The request> Copy the lines that follow, keeping every character the same.
☆ ☆ ☆ ☆ ☆
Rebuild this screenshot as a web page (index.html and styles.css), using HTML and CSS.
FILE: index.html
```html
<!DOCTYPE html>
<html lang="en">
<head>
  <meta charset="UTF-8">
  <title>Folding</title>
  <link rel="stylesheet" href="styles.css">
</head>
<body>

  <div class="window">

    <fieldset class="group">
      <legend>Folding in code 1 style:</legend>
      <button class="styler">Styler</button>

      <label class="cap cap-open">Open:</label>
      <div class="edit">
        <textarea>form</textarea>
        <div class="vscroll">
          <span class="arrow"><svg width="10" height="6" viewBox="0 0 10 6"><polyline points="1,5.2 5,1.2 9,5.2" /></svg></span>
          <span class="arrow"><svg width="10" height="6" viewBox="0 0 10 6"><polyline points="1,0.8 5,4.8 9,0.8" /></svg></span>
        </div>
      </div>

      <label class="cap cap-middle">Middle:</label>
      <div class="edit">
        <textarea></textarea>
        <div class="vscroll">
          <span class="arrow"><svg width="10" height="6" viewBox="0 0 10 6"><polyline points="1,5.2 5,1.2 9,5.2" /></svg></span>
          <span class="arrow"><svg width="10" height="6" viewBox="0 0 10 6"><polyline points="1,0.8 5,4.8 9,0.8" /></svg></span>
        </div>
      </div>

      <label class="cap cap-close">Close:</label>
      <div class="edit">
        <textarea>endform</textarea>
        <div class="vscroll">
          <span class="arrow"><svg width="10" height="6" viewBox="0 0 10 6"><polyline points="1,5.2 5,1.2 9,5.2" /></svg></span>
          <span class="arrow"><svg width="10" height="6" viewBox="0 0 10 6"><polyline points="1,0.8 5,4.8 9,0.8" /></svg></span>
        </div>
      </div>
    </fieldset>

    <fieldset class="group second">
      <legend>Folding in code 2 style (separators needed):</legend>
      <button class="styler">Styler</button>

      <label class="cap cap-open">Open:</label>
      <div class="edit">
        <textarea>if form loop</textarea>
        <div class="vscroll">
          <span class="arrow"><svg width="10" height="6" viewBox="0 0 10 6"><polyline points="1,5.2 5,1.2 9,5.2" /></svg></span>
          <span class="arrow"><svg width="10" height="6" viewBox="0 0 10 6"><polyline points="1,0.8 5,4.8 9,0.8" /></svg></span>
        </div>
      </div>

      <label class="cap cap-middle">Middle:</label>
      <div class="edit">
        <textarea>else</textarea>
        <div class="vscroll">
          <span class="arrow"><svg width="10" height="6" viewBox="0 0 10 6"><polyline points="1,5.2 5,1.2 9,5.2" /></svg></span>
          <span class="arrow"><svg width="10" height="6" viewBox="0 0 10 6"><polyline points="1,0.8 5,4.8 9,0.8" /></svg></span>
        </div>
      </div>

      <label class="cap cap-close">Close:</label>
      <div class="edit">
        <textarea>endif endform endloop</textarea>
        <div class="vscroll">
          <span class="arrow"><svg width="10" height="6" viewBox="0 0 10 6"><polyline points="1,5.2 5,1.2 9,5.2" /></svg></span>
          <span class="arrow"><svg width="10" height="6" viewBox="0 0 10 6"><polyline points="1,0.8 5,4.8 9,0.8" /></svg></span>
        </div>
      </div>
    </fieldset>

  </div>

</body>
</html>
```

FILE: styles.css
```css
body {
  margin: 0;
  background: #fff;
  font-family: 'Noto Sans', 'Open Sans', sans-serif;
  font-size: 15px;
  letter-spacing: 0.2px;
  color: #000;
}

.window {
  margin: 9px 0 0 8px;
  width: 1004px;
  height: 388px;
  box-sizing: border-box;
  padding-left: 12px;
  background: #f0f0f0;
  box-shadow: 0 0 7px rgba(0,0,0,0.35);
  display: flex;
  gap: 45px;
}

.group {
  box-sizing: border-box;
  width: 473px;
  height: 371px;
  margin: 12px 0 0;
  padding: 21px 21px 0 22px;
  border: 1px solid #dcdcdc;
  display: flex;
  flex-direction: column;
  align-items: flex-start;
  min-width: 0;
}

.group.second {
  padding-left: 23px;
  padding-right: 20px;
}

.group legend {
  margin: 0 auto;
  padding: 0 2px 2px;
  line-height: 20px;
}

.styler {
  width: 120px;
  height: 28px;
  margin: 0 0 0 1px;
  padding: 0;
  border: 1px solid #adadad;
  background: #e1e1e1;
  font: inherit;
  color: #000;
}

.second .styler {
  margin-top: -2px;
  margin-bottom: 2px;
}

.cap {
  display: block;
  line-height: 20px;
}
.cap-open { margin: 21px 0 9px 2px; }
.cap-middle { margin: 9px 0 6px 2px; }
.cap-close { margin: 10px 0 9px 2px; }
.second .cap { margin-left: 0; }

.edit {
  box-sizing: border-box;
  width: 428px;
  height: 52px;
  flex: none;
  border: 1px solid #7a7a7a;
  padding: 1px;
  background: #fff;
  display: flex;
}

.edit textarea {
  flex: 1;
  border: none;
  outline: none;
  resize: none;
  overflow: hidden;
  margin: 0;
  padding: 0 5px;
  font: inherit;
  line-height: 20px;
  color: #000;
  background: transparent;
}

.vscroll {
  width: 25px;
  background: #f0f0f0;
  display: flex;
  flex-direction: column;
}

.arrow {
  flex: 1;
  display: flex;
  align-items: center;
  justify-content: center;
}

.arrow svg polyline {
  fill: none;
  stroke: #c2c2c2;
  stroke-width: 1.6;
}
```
☆ ☆ ☆ ☆ ☆
Exercise result>
Rebuild this screenshot as a web page (index.html and styles.css), using HTML and CSS.
FILE: index.html
```html
<!DOCTYPE html>
<html lang="en">
<head>
  <meta charset="UTF-8">
  <title>Folding</title>
  <link rel="stylesheet" href="styles.css">
</head>
<body>

  <div class="window">

    <fieldset class="group">
      <legend>Folding in code 1 style:</legend>
      <button class="styler">Styler</button>

      <label class="cap cap-open">Open:</label>
      <div class="edit">
        <textarea>form</textarea>
        <div class="vscroll">
          <span class="arrow"><svg width="10" height="6" viewBox="0 0 10 6"><polyline points="1,5.2 5,1.2 9,5.2" /></svg></span>
          <span class="arrow"><svg width="10" height="6" viewBox="0 0 10 6"><polyline points="1,0.8 5,4.8 9,0.8" /></svg></span>
        </div>
      </div>

      <label class="cap cap-middle">Middle:</label>
      <div class="edit">
        <textarea></textarea>
        <div class="vscroll">
          <span class="arrow"><svg width="10" height="6" viewBox="0 0 10 6"><polyline points="1,5.2 5,1.2 9,5.2" /></svg></span>
          <span class="arrow"><svg width="10" height="6" viewBox="0 0 10 6"><polyline points="1,0.8 5,4.8 9,0.8" /></svg></span>
        </div>
      </div>

      <label class="cap cap-close">Close:</label>
      <div class="edit">
        <textarea>endform</textarea>
        <div class="vscroll">
          <span class="arrow"><svg width="10" height="6" viewBox="0 0 10 6"><polyline points="1,5.2 5,1.2 9,5.2" /></svg></span>
          <span class="arrow"><svg width="10" height="6" viewBox="0 0 10 6"><polyline points="1,0.8 5,4.8 9,0.8" /></svg></span>
        </div>
      </div>
    </fieldset>

    <fieldset class="group second">
      <legend>Folding in code 2 style (separators needed):</legend>
      <button class="styler">Styler</button>

      <label class="cap cap-open">Open:</label>
      <div class="edit">
        <textarea>if form loop</textarea>
        <div class="vscroll">
          <span class="arrow"><svg width="10" height="6" viewBox="0 0 10 6"><polyline points="1,5.2 5,1.2 9,5.2" /></svg></span>
          <span class="arrow"><svg width="10" height="6" viewBox="0 0 10 6"><polyline points="1,0.8 5,4.8 9,0.8" /></svg></span>
        </div>
      </div>

      <label class="cap cap-middle">Middle:</label>
      <div class="edit">
        <textarea>else</textarea>
        <div class="vscroll">
          <span class="arrow"><svg width="10" height="6" viewBox="0 0 10 6"><polyline points="1,5.2 5,1.2 9,5.2" /></svg></span>
          <span class="arrow"><svg width="10" height="6" viewBox="0 0 10 6"><polyline points="1,0.8 5,4.8 9,0.8" /></svg></span>
        </div>
      </div>

      <label class="cap cap-close">Close:</label>
      <div class="edit">
        <textarea>endif endform endloop</textarea>
        <div class="vscroll">
          <span class="arrow"><svg width="10" height="6" viewBox="0 0 10 6"><polyline points="1,5.2 5,1.2 9,5.2" /></svg></span>
          <span class="arrow"><svg width="10" height="6" viewBox="0 0 10 6"><polyline points="1,0.8 5,4.8 9,0.8" /></svg></span>
        </div>
      </div>
    </fieldset>

  </div>

</body>
</html>
```

FILE: styles.css
```css
body {
  margin: 0;
  background: #fff;
  font-family: 'Noto Sans', 'Open Sans', sans-serif;
  font-size: 15px;
  letter-spacing: 0.2px;
  color: #000;
}

.window {
  margin: 9px 0 0 8px;
  width: 1004px;
  height: 388px;
  box-sizing: border-box;
  padding-left: 12px;
  background: #f0f0f0;
  box-shadow: 0 0 7px rgba(0,0,0,0.35);
  display: flex;
  gap: 45px;
}

.group {
  box-sizing: border-box;
  width: 473px;
  height: 371px;
  margin: 12px 0 0;
  padding: 21px 21px 0 22px;
  border: 1px solid #dcdcdc;
  display: flex;
  flex-direction: column;
  align-items: flex-start;
  min-width: 0;
}

.group.second {
  padding-left: 23px;
  padding-right: 20px;
}

.group legend {
  margin: 0 auto;
  padding: 0 2px 2px;
  line-height: 20px;
}

.styler {
  width: 120px;
  height: 28px;
  margin: 0 0 0 1px;
  padding: 0;
  border: 1px solid #adadad;
  background: #e1e1e1;
  font: inherit;
  color: #000;
}

.second .styler {
  margin-top: -2px;
  margin-bottom: 2px;
}

.cap {
  display: block;
  line-height: 20px;
}
.cap-open { margin: 21px 0 9px 2px; }
.cap-middle { margin: 9px 0 6px 2px; }
.cap-close { margin: 10px 0 9px 2px; }
.second .cap { margin-left: 0; }

.edit {
  box-sizing: border-box;
  width: 428px;
  height: 52px;
  flex: none;
  border: 1px solid #7a7a7a;
  padding: 1px;
  background: #fff;
  display: flex;
}

.edit textarea {
  flex: 1;
  border: none;
  outline: none;
  resize: none;
  overflow: hidden;
  margin: 0;
  padding: 0 5px;
  font: inherit;
  line-height: 20px;
  color: #000;
  background: transparent;
}

.vscroll {
  width: 25px;
  background: #f0f0f0;
  display: flex;
  flex-direction: column;
}

.arrow {
  flex: 1;
  display: flex;
  align-items: center;
  justify-content: center;
}

.arrow svg polyline {
  fill: none;
  stroke: #c2c2c2;
  stroke-width: 1.6;
}
```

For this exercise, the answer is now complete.